Prune Sensitive Neurons to Purify Backdoored Models

Defenses

Published: Sat, Oct 30, 2021 • By Elise Veyron

Prune Sensitive Neurons to Purify Backdoored Models

New research finds backdoored deep neural networks react oddly to small, adversarial tweaks at the neuron level. Leveraging this, Adversarial Neuron Pruning (ANP) prunes sensitive neurons to remove backdoors using as little as 1% clean data, cutting attack success by 96% on benchmarks with minimal accuracy loss and modest runtime.

Outsourced training is now routine in machine learning projects, but it widens the attack surface. A backdoored deep neural network (DNN) can look fine on standard tests and then misclassify whenever a hidden trigger is present. If you do not know the trigger, reliable remediation is hard and retraining from scratch is costly.

New work reports a useful regularity: backdoored models are unusually sensitive to small, targeted changes to neuron parameters. Adversarial perturbations at the neuron level can make a compromised model predict the attacker’s target label even on clean inputs. Benign models do not tip over so easily under the same budget. That gap becomes a lever for defence.

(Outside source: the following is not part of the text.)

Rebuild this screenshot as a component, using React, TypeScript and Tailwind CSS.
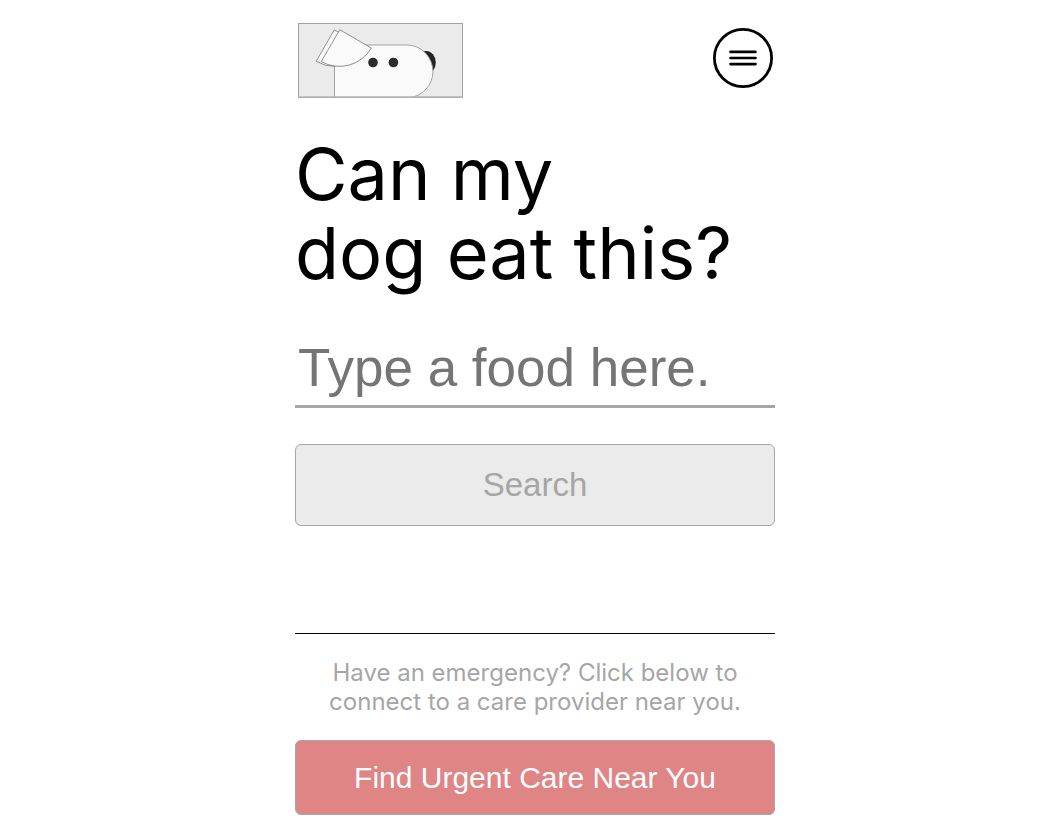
function DogLogo() {
  return (
    <svg viewBox="0 0 165 75" className="block h-[75px] w-[165px]" role="img" aria-label="Dog with its ear raised">
      <rect x="0.5" y="0.5" width="164" height="74" fill="#ebebeb" stroke="#a3a3a3" />
      <ellipse cx="128" cy="39.5" rx="9.8" ry="11.6" fill="#232323" />
      <path d="M36.5 74.5V22H109A26 27 0 0 1 135 49A26 27 0 0 1 112 74.5Z" fill="#fafafa" stroke="#999" strokeWidth="0.9" />
      <path d="M0 74H165" stroke="#b5b5b5" strokeWidth="1.5" />
      <path d="M40.5 9.2L36.2 6.9L18.2 38.3A36.7 36.7 0 0 0 37 43.4Z" fill="#fafafa" stroke="#777" strokeWidth="0.8" />
      <path d="M41.7 6.7L73.3 25A36.8 36.8 0 0 1 23.3 38.6Z" fill="#fafafa" stroke="#777" strokeWidth="0.8" />
      <circle cx="75" cy="39.5" r="4.8" fill="#2b2b2b" />
      <circle cx="95.4" cy="39.5" r="4.8" fill="#2b2b2b" />
    </svg>
  );
}

function MenuIcon() {
  return (
    <svg viewBox="0 0 60 60" className="block size-[60px]" fill="none" stroke="#000" aria-hidden="true">
      <circle cx="30" cy="30" r="28.6" strokeWidth="2.8" />
      <path d="M17.5 23.9H42.5M17.5 30H42.5M17.5 36.1H42.5" strokeWidth="2.6" strokeLinecap="round" />
    </svg>
  );
}

export default function App() {
  return (
    <div className="min-h-screen bg-white pt-[23px] pb-4 pl-[11px] font-['Inter',sans-serif] text-black">
      <div className="mx-auto w-full max-w-[480px]">
        <header className="flex items-start justify-between pr-0.5 pl-[3px]">
          <a href="/">
            <DogLogo />
          </a>
          <button type="button" aria-label="Menu" className="mt-[5px] rounded-full">
            <MenuIcon />
          </button>
        </header>

        <main>
          <h1 className="mt-9 text-[72px] leading-[79px]">
            Can my
            <br />
            dog eat this?
          </h1>

          <form className="mt-9" onSubmit={(event) => event.preventDefault()}>
            <input
              type="text"
              aria-label="Food"
              placeholder="Type a food here."
              className="block h-[80px] w-full border-b-3 border-[#a6a6a6] px-[3px] pt-0.5 font-['Liberation_Sans',sans-serif] text-[53px] outline-none placeholder:text-[#757575] placeholder:opacity-100"
            />
            <button
              type="submit"
              className="mt-9 block h-[82px] w-full rounded-[6px] border border-[#a6a6a6] bg-[#ebebeb] font-['Liberation_Sans',sans-serif] text-[33px] text-[#a6a6a6]"
            >
              Search
            </button>
          </form>
        </main>

        <footer className="mt-[107px] border-t border-black pt-6">
          <p className="text-center text-2xl leading-[29px] text-[#a6a6a6]">
            Have an emergency? Click below to
            <br />
            connect to a care provider near you.
          </p>
          <button
            type="button"
            className="mt-6 block h-[75px] w-full rounded-[6px] border border-[#a6a6a6] bg-[#df8585] font-['Liberation_Sans',sans-serif] text-[30px] text-white"
          >
            Find Urgent Care Near You
          </button>
        </footer>
      </div>
    </div>
  );
}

The proposed method, Adversarial Neuron Pruning (ANP), turns this sensitivity into a repair step. It optimises continuous, per‑neuron masks using a tiny clean validation set, alternating between two steps: first, it finds adversarial neuron perturbations within a fixed budget that maximise loss on the clean data; then it updates the masks to reduce that loss both on the unperturbed model and under those adversarial tweaks. After optimisation, the masks are thresholded and neurons with small mask values are pruned. Biases are kept and batch‑normalisation parameters receive special handling. Because it works at neuron granularity, ANP needs far fewer variables than weight‑level methods and runs on very small clean sets.

What the researchers found

On a ResNet‑18 trained on CIFAR‑10, adversarial neuron perturbations pushed backdoored models into high error rates and concentrated misclassifications on the target class, while benign counterparts were more stable. Using about 1% of the training data, ANP cut attack success rates (ASR) to below 1% for five of six evaluated backdoor attacks, with an average ASR reduction of 96.44% versus no defence and an average clean‑accuracy drop of around 1.47%. With a single‑step adversarial update, perturbation budget ε=0.4, trade‑off α=0.2, and 2000 iterations, the reported runtime was roughly 241.5 seconds. The authors also show it retains effectiveness with extremely small datasets (as low as 0.1%) and tens of iterations.

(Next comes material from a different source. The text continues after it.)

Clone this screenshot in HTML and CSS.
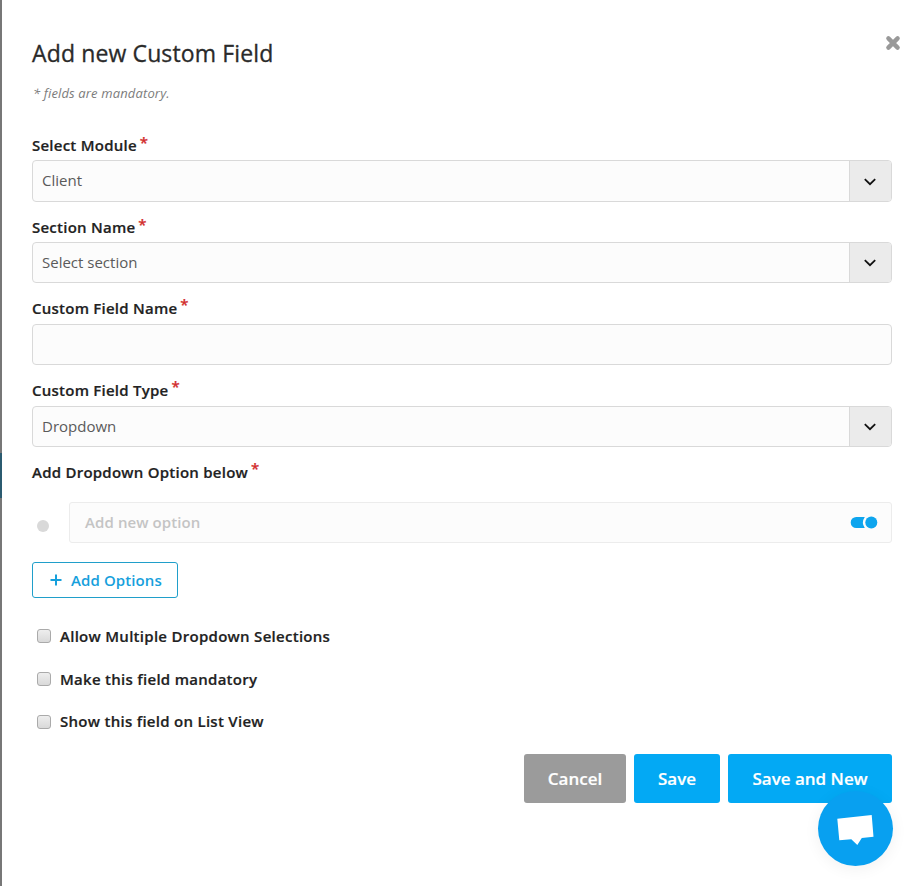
FILE: index.html
```html
<!DOCTYPE html>
<html lang="en">
<head>
<meta charset="utf-8">
<title>Add new Custom Field</title>
<link rel="stylesheet" href="styles.css">
</head>
<body>
<div class="page">
  <div class="backdrop"><div class="backdrop-active"></div></div>
  <main class="panel">
    <header class="head">
      <h1>Add new Custom Field</h1>
      <svg class="close" viewBox="0 0 16 16" width="16" height="16"><path d="M3.4 3.4 12.6 12.6M12.6 3.4 3.4 12.6" fill="none" stroke="#999" stroke-width="4.4" stroke-linecap="round"/></svg>
    </header>
    <p class="note">* fields are mandatory.</p>

    <div class="field">
      <div class="label"><span>Select Module</span><i>*</i></div>
      <div class="control tall"><span>Client</span><b class="arrow"><svg width="12" height="8" viewBox="0 0 12 8"><path d="M.8 1.2 6 6.2 11.2 1.2" fill="none" stroke="#111" stroke-width="1.8"/></svg></b></div>
    </div>
    <div class="field">
      <div class="label"><span>Section Name</span><i>*</i></div>
      <div class="control"><span>Select section</span><b class="arrow"><svg width="12" height="8" viewBox="0 0 12 8"><path d="M.8 1.2 6 6.2 11.2 1.2" fill="none" stroke="#111" stroke-width="1.8"/></svg></b></div>
    </div>
    <div class="field">
      <div class="label raised"><span>Custom Field Name</span><i>*</i></div>
      <div class="control"></div>
    </div>
    <div class="field">
      <div class="label raised"><span>Custom Field Type</span><i>*</i></div>
      <div class="control"><span>Dropdown</span><b class="arrow"><svg width="12" height="8" viewBox="0 0 12 8"><path d="M.8 1.2 6 6.2 11.2 1.2" fill="none" stroke="#111" stroke-width="1.8"/></svg></b></div>
    </div>

    <div class="label raised last"><span>Add Dropdown Option below</span><i>*</i></div>
    <div class="option">
      <div class="dot"></div>
      <div class="option-box"><span>Add new option</span>
        <svg width="28" height="13" viewBox="0 0 28 13"><path d="M6.2 1H14.8Q11 6.5 14.8 12H6.2A5.5 5.5 0 0 1 6.2 1Z" fill="#0ea5ee"/><circle cx="21.3" cy="6.5" r="6" fill="#0ea5ee"/></svg>
      </div>
    </div>
    <div class="add"><svg width="12" height="12" viewBox="0 0 12 12"><path d="M6 .5V11.5M.5 6H11.5" stroke="#16a0dc" stroke-width="2"/></svg><span>Add Options</span></div>

    <div class="checks">
      <label><input type="checkbox"><span>Allow Multiple Dropdown Selections</span></label>
      <label><input type="checkbox"><span>Make this field mandatory</span></label>
      <label><input type="checkbox"><span>Show this field on List View</span></label>
    </div>

    <footer class="actions">
      <div class="btn cancel">Cancel</div>
      <div class="btn save">Save</div>
      <div class="btn save-new">Save and New</div>
    </footer>
  </main>
  <div class="chat"><svg width="75" height="75" viewBox="0 0 75 75"><path d="M19.3 27.7 53.7 24 55.5 45.8 43.8 47 39.3 54 33.3 48.3 21.3 49.3Z" fill="#fff"/></svg></div>
</div>
</body>
</html>
```
FILE: styles.css
```css
* { box-sizing: border-box; }
body { margin: 0; background: #fff; font-family: "Open Sans", sans-serif; font-size: 15px; color: #222; }
.page { display: flex; position: relative; width: 909px; height: 886px; overflow: hidden; }
.backdrop { width: 2px; background: #777; padding-top: 453px; }
.backdrop-active { height: 45px; background: #2b5b70; }
.panel { flex: 1; padding: 32px 17px 0 30px; }
span { white-space: nowrap; }
.head { display: flex; justify-content: space-between; height: 44px; }
h1 { margin: 0; font-size: 23px; font-weight: 400; line-height: 42px; letter-spacing: .13px; color: #2a2a2a; -webkit-text-stroke: .3px #2a2a2a; }
.close { margin: 3px -9px 0 0; }
.note { margin: 7px 0 0 1px; height: 20px; line-height: 20px; font-size: 13px; font-style: italic; letter-spacing: .14px; color: #7c7c7c; }
.field { height: 82px; }
.field:first-of-type { margin-top: 32px; }
.label { display: flex; height: 25px; line-height: 20px; font-weight: 600; letter-spacing: .24px; -webkit-text-stroke: .2px; }
.raised { line-height: 18px; }
.last { height: 24px; }
.label i { margin: -3px 0 0 3px; font-style: normal; color: #d22d2d; font-size: 15px; }
.raised i { margin-top: -4px; }
.control { display: flex; justify-content: space-between; height: 41px; border: 1px solid #d9d9d9; border-radius: 4px; background: #fcfcfc; line-height: 39px; padding-left: 9px; color: #5a5a5a; overflow: hidden; }
.control.tall { height: 42px; }
.arrow { display: flex; width: 42px; padding-right: 1px; align-items: center; justify-content: center; background: #ebebeb; border-left: 1px solid #d9d9d9; }
.arrow svg { margin-top: 1px; }
.option { display: flex; align-items: center; margin-top: 15px; padding-left: 5px; }
.dot { width: 12px; height: 12px; margin-top: 7px; border-radius: 50%; background: #d9d9d9; }
.option-box { display: flex; flex: 1; align-items: center; justify-content: space-between; height: 41px; margin-left: 20px; padding: 0 13px 0 15px; border: 1px solid #ececec; border-radius: 3px; background: #fcfcfc; color: #c4c4c4; font-weight: 600; }
.option-box span { padding-bottom: 2px; letter-spacing: .1px; }
.add { display: flex; align-items: center; width: 146px; height: 36px; margin-top: 19px; padding-left: 17px; border: 1px solid #209fca; border-radius: 3px; color: #16a0dc; font-weight: 600; letter-spacing: .1px; }
.add span { margin-left: 9px; }
.checks { margin-top: 28px; }
.checks label { display: flex; align-items: center; height: 20px; margin-bottom: 22.7px; padding-left: 5px; font-weight: 600; letter-spacing: .28px; -webkit-text-stroke: .2px; }
.checks label:last-child span { padding-bottom: 1px; }
.checks label:last-child input { margin-top: 1px; }
.checks input { appearance: none; width: 14px; height: 14px; margin: 0 9px 0 0; border: 1px solid #aaa; border-radius: 3px; background: linear-gradient(#eee, #d9d9d9); }
.actions { display: flex; justify-content: flex-end; gap: 8px; }
.btn { display: flex; align-items: center; justify-content: center; height: 49px; border-radius: 3px; background: #03a9f4; color: #fff; font-size: 17px; font-weight: 600; -webkit-text-stroke: .2px; }
.cancel { width: 102px; background: #9b9b9b; }
.save { width: 86px; }
.save-new { width: 164px; }
.chat { position: absolute; left: 818px; top: 791px; width: 75px; height: 75px; border-radius: 50%; background: #08a0f0; box-shadow: 0 3px 16px rgba(0, 0, 0, .06); }
```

There are caveats. Effectiveness depends on the perturbation budget, number of optimisation steps, and pruning threshold; push them too far and you over‑prune, hurting accuracy. Results vary across architectures and where backdoor‑related neurons sit in the network. The method prunes without fine‑tuning, which can limit recovery in some cases. It does not reconstruct triggers, and it addresses only the evaluated backdoor attacks.

Operational and policy implications

For defenders, ANP looks like a practical addition to model‑intake hygiene. When you acquire a model from an external source and have only a sliver of trusted data, you can run ANP as a trigger‑agnostic sanitisation pass. Treated as triage rather than proof of cleanliness, it offers a quick way to suppress many backdoors without full retraining. The workflow is straightforward: validate on a tiny clean set, run ANP with conservative hyperparameters to avoid over‑pruning, and re‑check accuracy and any downstream safety tests.

ANP is not a complete answer to supply‑chain attacks. It should sit alongside provenance and verification measures. That means maintaining documentation of training sources where possible, using independent validation datasets, and reserving the right to test acquired models under stress. The research also hints at a regulatory path: procurement policies and assurance frameworks could require trigger‑agnostic stress tests like ANP as part of conformance checks for third‑party models, with clear thresholds for acceptable accuracy loss.

The bigger question is how robust this signal remains across architectures, tasks, and unseen backdoor strategies. Even so, the core insight is valuable. Backdoors leave tell‑tale sensitivity at the neuron level, and that gives defenders a tangible handle. In a field crowded with defences that need lots of data or full retraining, a data‑light pruning pass that meaningfully reduces risk is a welcome tool.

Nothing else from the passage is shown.